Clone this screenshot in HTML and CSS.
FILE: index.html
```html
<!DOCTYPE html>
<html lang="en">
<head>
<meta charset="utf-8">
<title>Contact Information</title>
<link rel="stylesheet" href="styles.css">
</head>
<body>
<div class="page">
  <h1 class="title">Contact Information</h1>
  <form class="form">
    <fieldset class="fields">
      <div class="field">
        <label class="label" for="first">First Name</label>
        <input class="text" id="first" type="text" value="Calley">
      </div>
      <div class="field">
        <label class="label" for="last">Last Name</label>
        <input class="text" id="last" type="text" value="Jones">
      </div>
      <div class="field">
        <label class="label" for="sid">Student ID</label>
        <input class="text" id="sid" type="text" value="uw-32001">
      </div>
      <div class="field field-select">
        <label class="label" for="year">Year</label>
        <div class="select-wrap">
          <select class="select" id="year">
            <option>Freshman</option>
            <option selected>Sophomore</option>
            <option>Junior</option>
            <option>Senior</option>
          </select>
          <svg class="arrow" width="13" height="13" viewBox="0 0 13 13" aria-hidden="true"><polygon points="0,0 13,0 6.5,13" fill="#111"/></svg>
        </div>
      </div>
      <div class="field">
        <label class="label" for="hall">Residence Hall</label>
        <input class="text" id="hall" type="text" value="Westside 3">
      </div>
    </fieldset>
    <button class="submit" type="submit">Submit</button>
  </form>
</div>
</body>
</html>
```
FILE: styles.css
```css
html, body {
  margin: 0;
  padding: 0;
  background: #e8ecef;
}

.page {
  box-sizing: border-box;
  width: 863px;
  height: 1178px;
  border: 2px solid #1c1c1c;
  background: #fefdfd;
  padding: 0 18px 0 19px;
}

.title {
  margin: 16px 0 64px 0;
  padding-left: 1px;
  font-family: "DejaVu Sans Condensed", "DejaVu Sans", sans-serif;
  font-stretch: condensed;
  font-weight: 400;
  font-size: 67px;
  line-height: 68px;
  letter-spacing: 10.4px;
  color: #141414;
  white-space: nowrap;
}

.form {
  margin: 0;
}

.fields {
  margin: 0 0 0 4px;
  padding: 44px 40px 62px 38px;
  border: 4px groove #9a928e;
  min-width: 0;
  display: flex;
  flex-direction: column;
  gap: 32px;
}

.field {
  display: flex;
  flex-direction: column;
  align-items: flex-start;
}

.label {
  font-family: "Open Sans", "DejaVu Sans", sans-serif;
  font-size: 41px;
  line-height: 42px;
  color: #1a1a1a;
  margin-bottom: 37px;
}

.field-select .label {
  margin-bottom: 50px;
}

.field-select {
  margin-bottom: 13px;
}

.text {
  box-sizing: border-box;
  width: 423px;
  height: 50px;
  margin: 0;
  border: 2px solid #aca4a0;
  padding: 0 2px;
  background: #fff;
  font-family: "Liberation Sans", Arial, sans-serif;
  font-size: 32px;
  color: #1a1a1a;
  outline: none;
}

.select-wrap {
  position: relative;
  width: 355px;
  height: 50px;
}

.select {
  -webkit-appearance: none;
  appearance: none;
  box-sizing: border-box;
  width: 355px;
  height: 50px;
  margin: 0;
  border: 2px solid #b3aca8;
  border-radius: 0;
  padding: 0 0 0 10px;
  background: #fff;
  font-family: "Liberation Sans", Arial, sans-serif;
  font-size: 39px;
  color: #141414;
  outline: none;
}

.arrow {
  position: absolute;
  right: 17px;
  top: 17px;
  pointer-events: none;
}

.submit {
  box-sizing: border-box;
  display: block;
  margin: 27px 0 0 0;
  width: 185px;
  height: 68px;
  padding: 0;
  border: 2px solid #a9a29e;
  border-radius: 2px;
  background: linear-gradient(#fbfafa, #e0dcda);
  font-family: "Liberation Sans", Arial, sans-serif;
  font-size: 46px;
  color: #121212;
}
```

> Exercise brief:
Copy all of the data. Keep every word exactly as it is.

> Finished exercise:
Clone this screenshot in HTML and CSS.
FILE: index.html
```html
<!DOCTYPE html>
<html lang="en">
<head>
<meta charset="utf-8">
<title>Contact Information</title>
<link rel="stylesheet" href="styles.css">
</head>
<body>
<div class="page">
  <h1 class="title">Contact Information</h1>
  <form class="form">
    <fieldset class="fields">
      <div class="field">
        <label class="label" for="first">First Name</label>
        <input class="text" id="first" type="text" value="Calley">
      </div>
      <div class="field">
        <label class="label" for="last">Last Name</label>
        <input class="text" id="last" type="text" value="Jones">
      </div>
      <div class="field">
        <label class="label" for="sid">Student ID</label>
        <input class="text" id="sid" type="text" value="uw-32001">
      </div>
      <div class="field field-select">
        <label class="label" for="year">Year</label>
        <div class="select-wrap">
          <select class="select" id="year">
            <option>Freshman</option>
            <option selected>Sophomore</option>
            <option>Junior</option>
            <option>Senior</option>
          </select>
          <svg class="arrow" width="13" height="13" viewBox="0 0 13 13" aria-hidden="true"><polygon points="0,0 13,0 6.5,13" fill="#111"/></svg>
        </div>
      </div>
      <div class="field">
        <label class="label" for="hall">Residence Hall</label>
        <input class="text" id="hall" type="text" value="Westside 3">
      </div>
    </fieldset>
    <button class="submit" type="submit">Submit</button>
  </form>
</div>
</body>
</html>
```
FILE: styles.css
```css
html, body {
  margin: 0;
  padding: 0;
  background: #e8ecef;
}

.page {
  box-sizing: border-box;
  width: 863px;
  height: 1178px;
  border: 2px solid #1c1c1c;
  background: #fefdfd;
  padding: 0 18px 0 19px;
}

.title {
  margin: 16px 0 64px 0;
  padding-left: 1px;
  font-family: "DejaVu Sans Condensed", "DejaVu Sans", sans-serif;
  font-stretch: condensed;
  font-weight: 400;
  font-size: 67px;
  line-height: 68px;
  letter-spacing: 10.4px;
  color: #141414;
  white-space: nowrap;
}

.form {
  margin: 0;
}

.fields {
  margin: 0 0 0 4px;
  padding: 44px 40px 62px 38px;
  border: 4px groove #9a928e;
  min-width: 0;
  display: flex;
  flex-direction: column;
  gap: 32px;
}

.field {
  display: flex;
  flex-direction: column;
  align-items: flex-start;
}

.label {
  font-family: "Open Sans", "DejaVu Sans", sans-serif;
  font-size: 41px;
  line-height: 42px;
  color: #1a1a1a;
  margin-bottom: 37px;
}

.field-select .label {
  margin-bottom: 50px;
}

.field-select {
  margin-bottom: 13px;
}

.text {
  box-sizing: border-box;
  width: 423px;
  height: 50px;
  margin: 0;
  border: 2px solid #aca4a0;
  padding: 0 2px;
  background: #fff;
  font-family: "Liberation Sans", Arial, sans-serif;
  font-size: 32px;
  color: #1a1a1a;
  outline: none;
}

.select-wrap {
  position: relative;
  width: 355px;
  height: 50px;
}

.select {
  -webkit-appearance: none;
  appearance: none;
  box-sizing: border-box;
  width: 355px;
  height: 50px;
  margin: 0;
  border: 2px solid #b3aca8;
  border-radius: 0;
  padding: 0 0 0 10px;
  background: #fff;
  font-family: "Liberation Sans", Arial, sans-serif;
  font-size: 39px;
  color: #141414;
  outline: none;
}

.arrow {
  position: absolute;
  right: 17px;
  top: 17px;
  pointer-events: none;
}

.submit {
  box-sizing: border-box;
  display: block;
  margin: 27px 0 0 0;
  width: 185px;
  height: 68px;
  padding: 0;
  border: 2px solid #a9a29e;
  border-radius: 2px;
  background: linear-gradient(#fbfafa, #e0dcda);
  font-family: "Liberation Sans", Arial, sans-serif;
  font-size: 46px;
  color: #121212;
}
```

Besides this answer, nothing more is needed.